Por meio do WhatsApp, o advogado de Pimentel, Eugênio Pacceli, afirmou: “Não comentamos mais as tentativas exitosas de delatores em se verem livres de suas responsabilidades por meio de mentiras desprovidas de qualquer elemento de prova. Ministro de Estado conduzindo mala de dinheiro pessoalmente? Não havia ninguém pra fazer isso? Francamente!” Patrus não foi encontrado ontem pela reportagem para comentar o assunto.
Maduro pagou 'por fora'
Em sua delação, a marqueteira Mônica Moura afirmou que o presidente da Venezuela, Nicolás Maduro, pagou “por fora” US$ 11 milhões pela campanha do então presidente Hugo Chávez à reeleição, em 2012. Ela apresentou provas e detalhes sobre os repasses, revelando que Maduro ainda teria de pagar outros US$ 15 milhões a ela pela campanha, mas que esse valor nunca foi quitado.

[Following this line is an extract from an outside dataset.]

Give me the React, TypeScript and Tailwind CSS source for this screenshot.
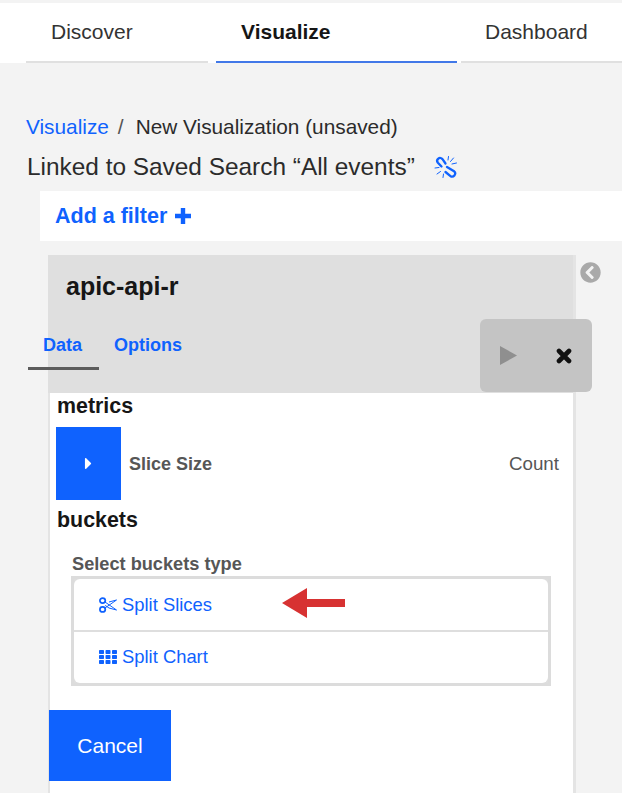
import { FaCaretRight, FaChevronCircleLeft } from "react-icons/fa";

function UnlinkIcon() {
  return (
    <svg width="24" height="24" viewBox="0 0 24 24" fill="none" stroke="#0f62fe" strokeLinecap="round">
      <path d="M11.5 8.5 L8.5 4.2 a3 3 0 0 0 -4.2 -0.6 a3 3 0 0 0 -0.4 4.2 L7.5 11.5" strokeWidth="2.3" />
      <path d="M13 12 L20 16.2 a3 3 0 0 1 0.4 4.2 a3 3 0 0 1 -4.2 0.4 L11.5 17" strokeWidth="2.3" />
      <path d="M14.5 1.5 L14 5 M19.5 3 L16.5 6.5 M22.5 8 L18 9 M1 13 L5 12.5 M3 19 L6.5 16.5 M9 22.5 L9.5 19" strokeWidth="1" />
    </svg>
  );
}

function ScissorsIcon() {
  return (
    <svg className="mr-[5px]" width="18" height="16" viewBox="0 0 18 16" fill="none" stroke="#0f62fe">
      <ellipse cx="3.6" cy="3.6" rx="2.7" ry="2.5" strokeWidth="1.7" />
      <ellipse cx="3.6" cy="12.4" rx="2.7" ry="2.5" strokeWidth="1.7" />
      <path d="M6 5 L17.5 13 L10 11 L6.2 8.4 M6 11 L17.5 3 L10 5" strokeWidth="1" strokeLinejoin="round" />
    </svg>
  );
}

function GridIcon() {
  return (
    <svg className="mr-[5px]" width="18" height="14" viewBox="0 0 18 14" fill="#0f62fe">
      <rect x="0" y="0" width="5" height="4" rx="0.7" />
      <rect x="6.5" y="0" width="5" height="4" rx="0.7" />
      <rect x="13" y="0" width="5" height="4" rx="0.7" />
      <rect x="0" y="5" width="5" height="4" rx="0.7" />
      <rect x="6.5" y="5" width="5" height="4" rx="0.7" />
      <rect x="13" y="5" width="5" height="4" rx="0.7" />
      <rect x="0" y="10" width="5" height="4" rx="0.7" />
      <rect x="6.5" y="10" width="5" height="4" rx="0.7" />
      <rect x="13" y="10" width="5" height="4" rx="0.7" />
    </svg>
  );
}

export default function App() {
  return (
    <div className="w-[622px] h-[793px] overflow-hidden bg-[#f3f3f3] font-['Liberation_Sans',Arial,sans-serif] pt-[3px]">
      {/* Top nav */}
      <div className="h-[60px] bg-white flex pl-[26px] text-[21px] text-[#333]">
        <div className="w-[182px] pl-[25px] pt-[13px] border-b-2 border-[#e0e0e0]">Discover</div>
        <div className="w-[241px] ml-[8px] pl-[25px] pt-[13px] border-b-2 border-[#4178e8] font-bold text-[#161616]">Visualize</div>
        <div className="flex-1 ml-[4px] pl-[24px] pt-[13px] border-b-2 border-[#e0e0e0]">Dashboard</div>
      </div>

      {/* Breadcrumb */}
      <div className="pl-[26px] mt-[51px] h-[26px] flex items-center text-[20.8px] text-[#2b2b2b] leading-none">
        <span className="text-[#0f62fe]">Visualize</span>
        <span className="ml-[9px] text-[#555]">/</span>
        <span className="ml-[12px]">New Visualization (unsaved)</span>
      </div>
      <div className="pl-[27px] mt-[12px] h-[30px] flex items-center text-[24.4px] text-[#2b2b2b] leading-none">
        <span>Linked to Saved Search “All events”</span>
        <span className="ml-[19px]"><UnlinkIcon /></span>
      </div>

      {/* Filter bar */}
      <div className="ml-[40px] mt-[9px] h-[50px] bg-white flex items-center pl-[15px] text-[21.5px] font-bold text-[#0f62fe]">
        Add a filter
        <svg className="ml-[8px]" width="16" height="16" viewBox="0 0 16 16" fill="#0f62fe">
          <path d="M5.8 0 H10.2 V5.8 H16 V10.2 H10.2 V16 H5.8 V10.2 H0 V5.8 H5.8 Z" />
        </svg>
      </div>

      {/* Panel */}
      <div className="relative ml-[48px] mt-[14px] w-[528px] h-[540px] bg-white border-l-2 border-r-[3px] border-[#e4e4e4]">
        <div className="-ml-[2px] w-[525px] h-[138px] bg-[#dfdfdf] relative">
          <div className="pl-[18px] pt-[17px] text-[25px] leading-[28px] font-bold text-[#161616]">apic-api-r</div>
          <div className="flex -ml-[20px] mt-[33px] text-[18px] leading-[22px] font-bold text-[#0f62fe]">
            <div className="w-[71px] h-[37px] pl-[15px] pt-[1px] border-b-[3px] border-[#5c5c5c]">Data</div>
            <div className="ml-[15px] pt-[1px]">Options</div>
          </div>
        </div>

        {/* Run / discard */}
        <div className="absolute left-[430px] top-[64px] w-[112px] h-[73px] rounded-[6px] bg-[#c4c4c4] flex items-center">
          <svg className="ml-[20px]" width="17" height="19" viewBox="0 0 17 19" fill="#8f8f8f">
            <path d="M0 0 L17 9.5 L0 19 Z" />
          </svg>
          <svg className="ml-[39px]" width="16" height="16" viewBox="0 0 16 16" stroke="#111" strokeWidth="4.6" strokeLinecap="round">
            <path d="M3 3 L13 13 M13 3 L3 13" />
          </svg>
        </div>
        <FaChevronCircleLeft className="absolute left-[530px] top-[7px] text-[21px] text-[#a9a9a9]" />

        <div className="pl-[6px] pr-[14px]">
          <div className="h-[34px] pl-[1px] text-[21.4px] leading-[27px] font-bold text-[#161616]">metrics</div>
          <div className="flex items-center h-[73px]">
            <div className="w-[65px] h-full bg-[#0f62fe] flex items-center justify-center text-white">
              <FaCaretRight className="text-[19px]" />
            </div>
            <span className="ml-[8px] pt-[1px] text-[18px] font-bold text-[#565656]">Slice Size</span>
            <span className="ml-auto pt-[1px] text-[18.8px] text-[#565656]">Count</span>
          </div>
          <div className="mt-[7px] pl-[1px] text-[21.4px] leading-[27px] font-bold text-[#161616]">buckets</div>

          <div className="ml-[16px] mt-[20px] text-[18.2px] leading-[20px] font-bold text-[#565656]">Select buckets type</div>
          <div className="ml-[15px] mt-[2px] w-[480px] h-[110px] border-[3px] border-[#dcdcdc] bg-[#dedede] flex flex-col gap-[2px]">
            <div className="h-[51px] bg-white rounded-t-[6px] flex items-center pl-[25px] text-[18.4px] text-[#0f62fe]">
              <ScissorsIcon />
              Split Slices
            </div>
            <div className="h-[51px] pb-[2px] bg-white rounded-b-[6px] flex items-center pl-[25px] text-[18.4px] text-[#0f62fe]">
              <GridIcon />
              Split Chart
            </div>
          </div>
        </div>

        <button className="block mt-[24px] ml-[-1px] w-[122px] h-[71px] bg-[#0f62fe] text-white text-[21px]">Cancel</button>

        {/* Annotation arrow */}
        <svg className="absolute left-[232px] top-[333px]" width="65" height="32" viewBox="0 0 65 32">
          <path d="M0 15 L25 0 L25 11 L63 11 L63 19 L25 19 L25 30 Z" fill="#d73232" />
        </svg>
      </div>
    </div>
  );
}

A marqueteira afirmou que, além desse valor, recebeu outros US$ 9 milhões de empreiteiras para realizar a campanha de Chávez. Além do pagamento em espécie, Maduro, que à época era chanceler, exigiu que a empresa dela recebesse “quase todo os valores” pagos pela campanha via caixa 2.
Em um dos trechos, a marqueteira informa que “parte desse valor não contabilizado foi pago em espécie, entregue em Caracas diretamente a ela pelo então chanceler Maduro, na própria sede da chancelaria.” “Maduro recebia Mônica em seu próprio gabinete, entregava-lhe pastas com dinheiro e providenciava escolta para lhe dar segurança no percurso da chancelaria à produtora”, completa.
A marqueteira afirma ainda que a maior parte dos pagamentos foi paga pelas empreiteiras Odebrecht e Andrade Gutierrez. A assessoria de imprensa da Andrade Gutierrez divulgou nota afirmando que “segue colaborando com as investigações em curso dentro do acordo de leniência firmado pela empresa com o Ministério Público Federal e reforça seu compromisso público de esclarecer e corrigir todos os fatos irregulares ocorridos no passado.” A da Odebrecht não se manifestou.